I received an email from a Freo resident last week who lives in the East End near Clancy’s Fish Pub and boy, it made me sad.
The person who emailed me was a relative newcomer to Freo, having recently bought in the East End and moved in with their young family. However, anti-social behaviour has meant that they now regularly resort to taking taxis home from the Cappuccino Strip at night.
“The danger/interactions we’ve faced…really limits our night time enjoyment of what we expected for city living in Freo.” The email said. “After having lived within larger cities that did not have a negative/dead zone like this I feel like we've ended up in a nice building on the forgotten side of Freo.”
The email continues. “The park near us often hosts semi-nude arguments and drunkenness that limits my ability to take our young child out on walks. It’s frustrating to say the least.”
The best place in the world?
Like all Freo-philes, I want new people to love this place, to think it’s one of the best they’ve ever visited. Faced with someone who’s never visited, I immediately start gushing about Freo’s virtues in a way that my wife says makes me sound like I’m recruiting for a cult, or an Amway salesman. But I can’t help it.
That’s why when I hear something like this, something that makes me lift up the rose-coloured glasses for a moment, it makes me really sad that things have deteriorated to this extent. I might admit, amongst the safety of fellow Freo-philes, that there are some problems we should probably do something about, but it’s a bit like pointing out flaws in a family member – it’s ok for you to do it, ok in fact for you to really go to town sometimes, but when outsiders say something and you recognise that yes, it’s true… it can be a little bit heartbreaking.
And I know what this person said is true, because I’ve experienced it myself. I’ve probably even passed that family on the odd occasions I do walk up to the eastern point of Cantonment Street, but I’ve never even nodded a hello because we’re all doing the ‘East End shuffle’ – you know, that special “I hope that the drunks don't notice me and single me out for abuse" walk.
What’s being done, and why isn’t it working?
As I mentioned in an earlier post, I’ve let Council know of specific incidents of anti-social behaviour that I’ve witnessed, and the responses I’ve received have been vague and unsatisfactory – they’ve talked about how they’re trying to solve anti-social behaviour as a whole with working groups, and how difficult it is, how it will be a long process, etc.
To me, this is a poor excuse for delay. I believe there are some problems that the City can fix, and some they can’t – and that this is one that they can.
I think it’s a disgrace that the park next to Clancy’s has basically been sacrificed to the anti-social element without the City taking some action.
I feel like our East End of town is being used as a dumping ground by the City for the type of people and behaviour they don’t want to have in the tourist precinct.
The grand plan for the East End
The City is promising that great things will happen to the East End as a result of the Economic Development Strategy, in, say, ten or fifteen years time - but I’ve been left wondering about what's going to happen in the meantime before this occurs? Until that time, one can only assume they're prepared to let the East End continue as it is now: a dangerous, unsightly place for the least, the last and the lost.

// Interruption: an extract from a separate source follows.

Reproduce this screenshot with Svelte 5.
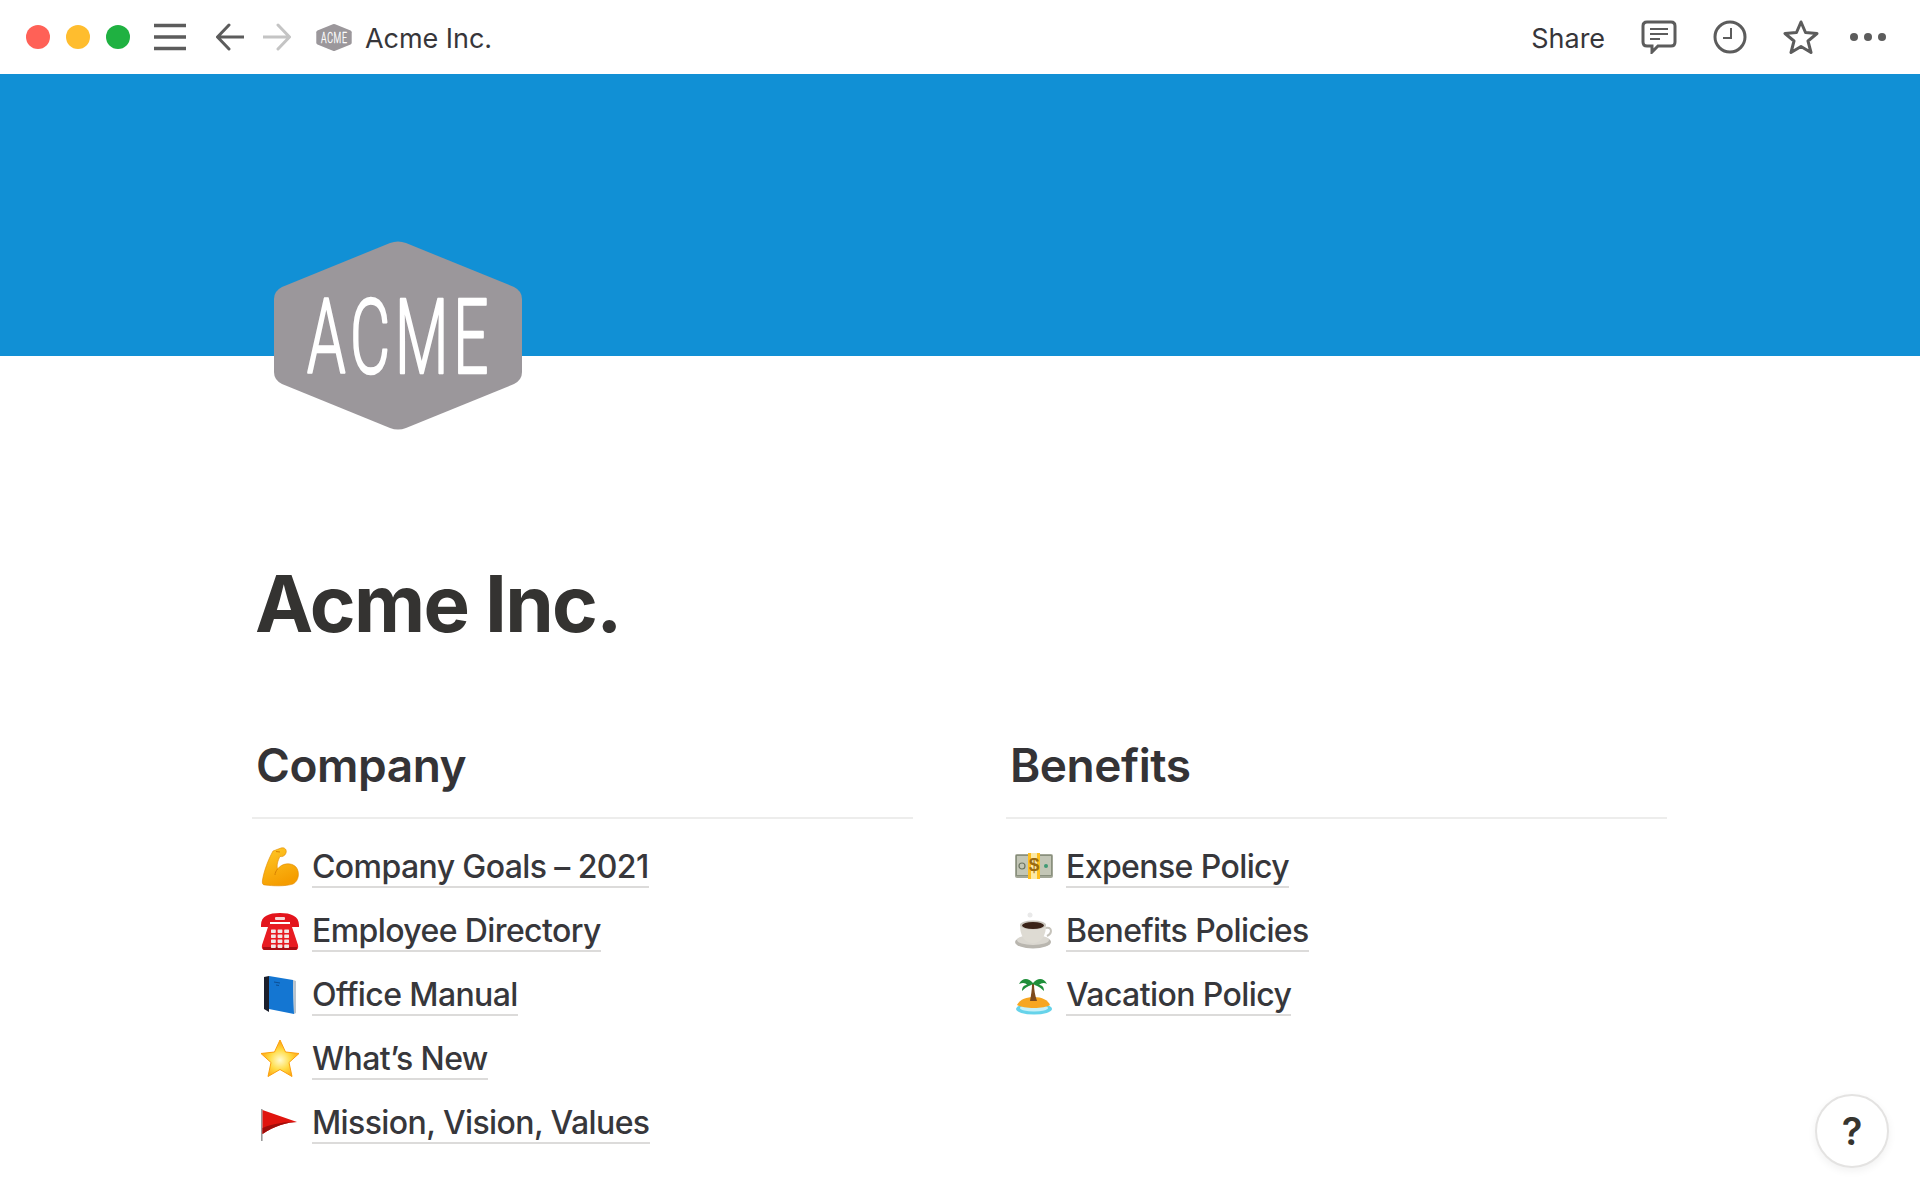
<script>
  const columns = [
    {
      title: 'Company',
      links: [
        { icon: 'arm', label: 'Company Goals – 2021' },
        { icon: 'phone', label: 'Employee Directory' },
        { icon: 'book', label: 'Office Manual' },
        { icon: 'star', label: 'What’s New' },
        { icon: 'flag', label: 'Mission, Vision, Values' }
      ]
    },
    {
      title: 'Benefits',
      links: [
        { icon: 'cash', label: 'Expense Policy' },
        { icon: 'coffee', label: 'Benefits Policies' },
        { icon: 'island', label: 'Vacation Policy' }
      ]
    }
  ];

  const keypad = [0, 1, 2, 3].flatMap((r) => [0, 1, 2].map((c) => ({ x: 11 + c * 6.6, y: 18.5 + r * 5 })));
</script>

{#snippet emoji(name)}
  <svg class="emoji" viewBox="0 0 40 40">
    {#if name === 'arm'}
      <defs>
        <linearGradient id="armFill" x1="0" y1="0" x2="0.4" y2="1">
          <stop offset="0" stop-color="#ffc928" />
          <stop offset="1" stop-color="#f59d00" />
        </linearGradient>
      </defs>
      <path d="M13 4 L21 1 C25 0 27 3 26 6 C25 9 22 10 20 9.500 C19 11 18 14 17.500 16 C17 18 17 20 17.500 22 C22 16 31 15 36 20 C40 25 39 34 33 37 C25 39.500 13 39 5 38 C2.500 38 2 36 2.500 33 C4 24 8 13 13 4 Z" fill="url(#armFill)" stroke="#e08a00" stroke-width="0.6" />
      <path d="M16 4.500 L20 5 M17.500 22 C16 24 15 26 15 28" fill="none" stroke="#d98200" stroke-width="1" />
    {:else if name === 'phone'}
      <path d="M1 14 C1 5 9 2 20 2 C31 2 39 5 39 14 L39 16 L30 16 L30 11 L10 11 L10 16 L1 16 Z" fill="#e3141c" />
      <rect x="15" y="6" width="10" height="3" rx="1" fill="#f6d6d6" />
      <path d="M9 13 L31 13 L38 34 Q39 39 35 39 L5 39 Q1 39 2 34 Z" fill="#e81c22" />
      <path d="M3 36 L37 36 L37 38 Q37 39 35 39 L5 39 Q3 39 3 38 Z" fill="#a90d13" />
      {#each keypad as key}
        <rect x={key.x} y={key.y} width="4.800" height="3.400" rx="0.6" fill="#f2e6e6" />
      {/each}
    {:else if name === 'book'}
      <path d="M4 2 L9 1 L9 37 L4 34 Z" fill="#1b1f2c" />
      <path d="M9 1 L33 5 L34 39 L9 34 Z" fill="#1476d2" />
      <path d="M33 5 L36 6 L36 38 L34 39 Z" fill="#b9c3cc" />
      <path d="M14 7 L20 8 M16 10 L19 10.500" stroke="#0d4f94" stroke-width="1" />
    {:else if name === 'star'}
      <defs>
        <radialGradient id="starFill" cx="0.5" cy="0.55" r="0.55">
          <stop offset="0" stop-color="#fffbd0" />
          <stop offset="0.5" stop-color="#ffdc45" />
          <stop offset="1" stop-color="#ff9f0a" />
        </radialGradient>
      </defs>
      <path d="M20 1 L25.500 13 L39 14.500 L29 23.500 L32 37.500 L20 30.500 L8 37.500 L11 23.500 L1 14.500 L14.500 13 Z" fill="url(#starFill)" stroke="#fb9f0c" stroke-width="1" stroke-linejoin="round" />
    {:else if name === 'flag'}
      <rect x="1" y="6" width="1.600" height="32" fill="#9a9a9a" />
      <path d="M2.500 7 L37 19 C28 19 14 23 2.500 31 Z" fill="#e0140e" />
      <path d="M2.500 25 C14 20 26 19 37 19 C28 19 14 23 2.500 31 Z" fill="#9f0d0a" />
    {:else if name === 'cash'}
      <rect x="1" y="7" width="38" height="24" rx="2" fill="#a3a797" />
      <rect x="2.500" y="8.500" width="35" height="20" fill="#c3c6b6" stroke="#7f8774" stroke-width="0.8" />
      <circle cx="8" cy="19" r="3" fill="none" stroke="#6d7563" stroke-width="1.200" />
      <circle cx="32" cy="19" r="2" fill="#3f9a74" />
      <rect x="14" y="6" width="12" height="26" fill="#fbe9a8" />
      <rect x="14" y="6" width="3" height="26" fill="#ffbf1f" />
      <rect x="23" y="6" width="3" height="26" fill="#ffbf1f" />
      <text x="20" y="24" class="dollar">$</text>
    {:else if name === 'coffee'}
      <ellipse cx="19" cy="31" rx="18" ry="6.500" fill="#b9b6af" />
      <ellipse cx="19" cy="29" rx="16" ry="5" fill="#dad7d0" />
      <circle cx="16" cy="4" r="2.500" fill="#e9e9e9" />
      <path d="M31 17 C38 15 39 22 33 25" fill="none" stroke="#c6c3bb" stroke-width="2" />
      <path d="M6 14 L32 14 C32 24 28 32 19 32 C10 32 6 24 6 14 Z" fill="#dedbd3" />
      <ellipse cx="19" cy="14" rx="13" ry="4.500" fill="#c9c6be" />
      <ellipse cx="19" cy="14.500" rx="11" ry="3.500" fill="#3a2318" />
    {:else if name === 'island'}
      <ellipse cx="20" cy="34" rx="18" ry="5.500" fill="#66d3ea" />
      <ellipse cx="20" cy="33" rx="14" ry="3.500" fill="#c6f0f7" />
      <path d="M3 30 C6 24 13 22 20 22 C28 22 34 25 36 30 C30 34 10 34 3 30 Z" fill="#f7a621" />
      <path d="M18 9 C18 15 17 20 16 26 L23 26 C21 20 20 15 20 9 Z" fill="#7c4a1e" />
      <path d="M19 8 C14 2 8 3 5 9 C9 7 12 8 13 10 C10 10 8 12 8 16 C12 12 15 11 19 9 C23 11 26 12 30 16 C30 12 28 10 25 10 C27 8 30 7 33 9 C30 3 24 2 19 8 Z" fill="#1f8f3a" />
    {/if}
  </svg>
{/snippet}

{#snippet logoShape()}
  <path d="M116 2 Q124 -1 132 2 L240 46 Q248 50 248 58 V131 Q248 139 240 143 L132 187 Q124 190 116 187 L8 143 Q0 139 0 131 V58 Q0 50 8 46 Z" fill="#9b979b" />
  <text class="mark" transform="translate(126 132) scale(0.6 1)">ACME</text>
{/snippet}

<div class="app">
  <header class="topbar">
    <div class="group">
      <div class="lights">
        <span class="light red"></span>
        <span class="light yellow"></span>
        <span class="light green"></span>
      </div>
      <svg class="menu" width="32" height="28" viewBox="0 0 32 28">
        <path d="M0 2.500 H32 M0 14 H32 M0 25.500 H32" />
      </svg>
      <svg class="nav" width="28" height="28" viewBox="0 0 28 28">
        <path d="M28 14 H2 M13 2 L1.500 14 L13 26" />
      </svg>
      <svg class="nav off" width="28" height="28" viewBox="0 0 28 28">
        <path d="M0 14 H26 M15 2 L26.500 14 L15 26" />
      </svg>
      <svg class="mini-logo" width="36" height="27" viewBox="0 0 248 189">
        {@render logoShape()}
      </svg>
      <span class="crumb">Acme Inc.</span>
    </div>
    <div class="group actions">
      <span class="share">Share</span>
      <svg class="tool wide" width="36" height="34" viewBox="0 0 36 34">
        <path d="M6 2 H30 Q34 2 34 6 V22 Q34 26 30 26 H17 L11 32 V26 H6 Q2 26 2 22 V6 Q2 2 6 2 Z" />
        <path class="thin" d="M9 9 H27 M9 14 H27 M9 19 H19" />
      </svg>
      <svg class="tool wide" width="34" height="34" viewBox="0 0 34 34">
        <circle cx="17" cy="17" r="15" />
        <path class="thin" d="M18 8 V18 H10" />
      </svg>
      <svg class="tool" width="36" height="34" viewBox="0 0 36 34">
        <path d="M18 2 L22.500 12.500 L34 13.500 L25 21 L28 32.500 L18 26.500 L8 32.500 L11 21 L2 13.500 L13.500 12.500 Z" stroke-linejoin="round" />
      </svg>
      <svg class="dots" width="36" height="10" viewBox="0 0 36 10">
        <circle cx="4" cy="5" r="4" />
        <circle cx="18" cy="5" r="4" />
        <circle cx="32" cy="5" r="4" />
      </svg>
    </div>
  </header>

  <div class="cover">
    <svg class="logo" width="248" height="189" viewBox="0 0 248 189">
      {@render logoShape()}
    </svg>
  </div>

  <main class="page">
    <h1>Acme Inc.</h1>
    <div class="columns">
      {#each columns as col}
        <section>
          <h2>{col.title}</h2>
          <ul>
            {#each col.links as link}
              <li>
                {@render emoji(link.icon)}
                <span class="link">{link.label}</span>
              </li>
            {/each}
          </ul>
        </section>
      {/each}
    </div>
  </main>

  <button class="help">?</button>
</div>

<style>
  :global(body) {
    background: #fff;
  }

  .app {
    position: relative;
    height: 1200px;
    overflow: hidden;
    font-family: Inter, 'Liberation Sans', sans-serif;
    color: #37352f;
  }

  .topbar {
    height: 74px;
    display: flex;
    align-items: center;
    justify-content: space-between;
    padding: 0 34px 0 26px;
    box-sizing: border-box;
  }

  .group {
    display: flex;
    align-items: center;
  }

  .lights {
    display: flex;
    gap: 16px;
    margin-right: 24px;
  }

  .light {
    width: 24px;
    height: 24px;
    border-radius: 50%;
  }

  .red { background: #ff6157; }
  .yellow { background: #ffbd2e; }
  .green { background: #1fb141; }

  .menu {
    margin-right: 30px;
  }

  .menu path {
    fill: none;
    stroke: #5c5c5c;
    stroke-width: 3.500;
  }

  .nav {
    margin-right: 19px;
  }

  .nav path {
    fill: none;
    stroke: #5c5c5c;
    stroke-width: 3;
    stroke-linecap: round;
    stroke-linejoin: round;
  }

  .nav.off path {
    stroke: #c4c4c4;
  }

  .mini-logo {
    margin: 0 13px 0 6px;
  }

  .crumb {
    font-size: 27px;
    margin-top: 2px;
    letter-spacing: -0.05px;
    color: #37363a;
  }

  .share {
    font-size: 27px;
    margin-top: 2px;
    margin-right: 36px;
    letter-spacing: -0.05px;
    color: #37363a;
  }

  .tool {
    margin-right: 31px;
  }

  .tool.wide {
    margin-right: 36px;
  }

  .tool path,
  .tool circle {
    fill: none;
    stroke: #5c5c5c;
    stroke-width: 3;
  }

  .tool path.thin {
    stroke-width: 2;
  }

  .dots {
    fill: #5c5c5c;
  }

  .cover {
    height: 282px;
    background: #1190d5;
    position: relative;
  }

  .logo {
    position: absolute;
    left: 274px;
    top: 167px;
  }

  .mark {
    fill: #fff;
    stroke: #fff;
    stroke-width: 2.500;
    stroke-linejoin: round;
    font: 300 103px Roboto, sans-serif;
    letter-spacing: 8px;
    text-anchor: middle;
  }

  .dollar {
    fill: #9a6a10;
    font: 700 19px 'Liberation Sans', sans-serif;
    text-anchor: middle;
  }

  .page {
    padding: 201px 0 0 252px;
  }

  h1 {
    margin: 0 0 0 3px;
    font-size: 78px;
    line-height: 94px;
    font-weight: 700;
    letter-spacing: -1.700px;
    color: #343331;
  }

  .columns {
    display: grid;
    grid-template-columns: 661px 661px;
    gap: 93px;
    margin-top: 86px;
  }

  h2 {
    margin: 0;
    padding: 0 0 24px 4px;
    font-size: 46px;
    line-height: 56px;
    font-weight: 600;
    letter-spacing: -0.450px;
    border-bottom: 2px solid #ededec;
    color: #343336;
  }

  ul {
    list-style: none;
    margin: 16px 0 0;
    padding: 0 0 0 8px;
  }

  li {
    height: 64px;
    display: flex;
    align-items: center;
    gap: 12px;
  }

  .emoji {
    width: 40px;
    height: 40px;
    flex: none;
  }

  .link {
    font-size: 32px;
    line-height: 39px;
    font-weight: 500;
    letter-spacing: -0.600px;
    border-bottom: 2px solid #dcdbda;
    margin-top: 1px;
    color: #37373b;
  }

  .help {
    position: absolute;
    right: 31px;
    bottom: 32px;
    width: 74px;
    height: 74px;
    border-radius: 50%;
    border: 2px solid #e4e3e2;
    background: #fff;
    box-shadow: 0 3px 8px rgba(0, 0, 0, 0.06);
    font: 600 38px Inter, sans-serif;
    color: #37352f;
    padding: 0;
  }
</style>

To say I'm not happy with this doesn't begin to cover my feelings on the subject. It's reprehensible that a family new to Freo should be compelled to take taxis for a distance of 200 metres because the City quite simply is ignoring its responsibility to East End residents and traders.
Surely we all deserve better than that.
What can – what must – we do?
One of the best options available to the City to stop anti-social behaviour in the park is by reclaiming the space with some basic place making strategies to get activity happening in that area again. It’s not rocket science:
- The City should look at introducing regular events into the space – off the top of my head, things like community barbeques, bouncy castles, open air movies during the summer. A lot of families already visit Clancy’s, especially on the weekends, and I’m sure they’d be the first to join in with activities in the park.
- In the medium term, the space should be improved with some better infrastructure – a community garden, some play equipment, maybe even a really great skate park, seeing as the area's already popular for that.
- The City should also be simultaneously working with the police to send a clear message that it’s not ok to get drunk and behave in an anti-social manner in that park.
- Doing something about the derelict building opposite would also be a positive. Having those kind of empty, vandalised structures in an area is one of the quickest ways to create a dead zone.
It would make my day if, in a year's time, I take my daughter for a play in the park next to Clancy's and we get chatting with another young family who live across the road - because the eastern end of Cantonment Street is no longer a place where you have to avoid meeting anyone's eye.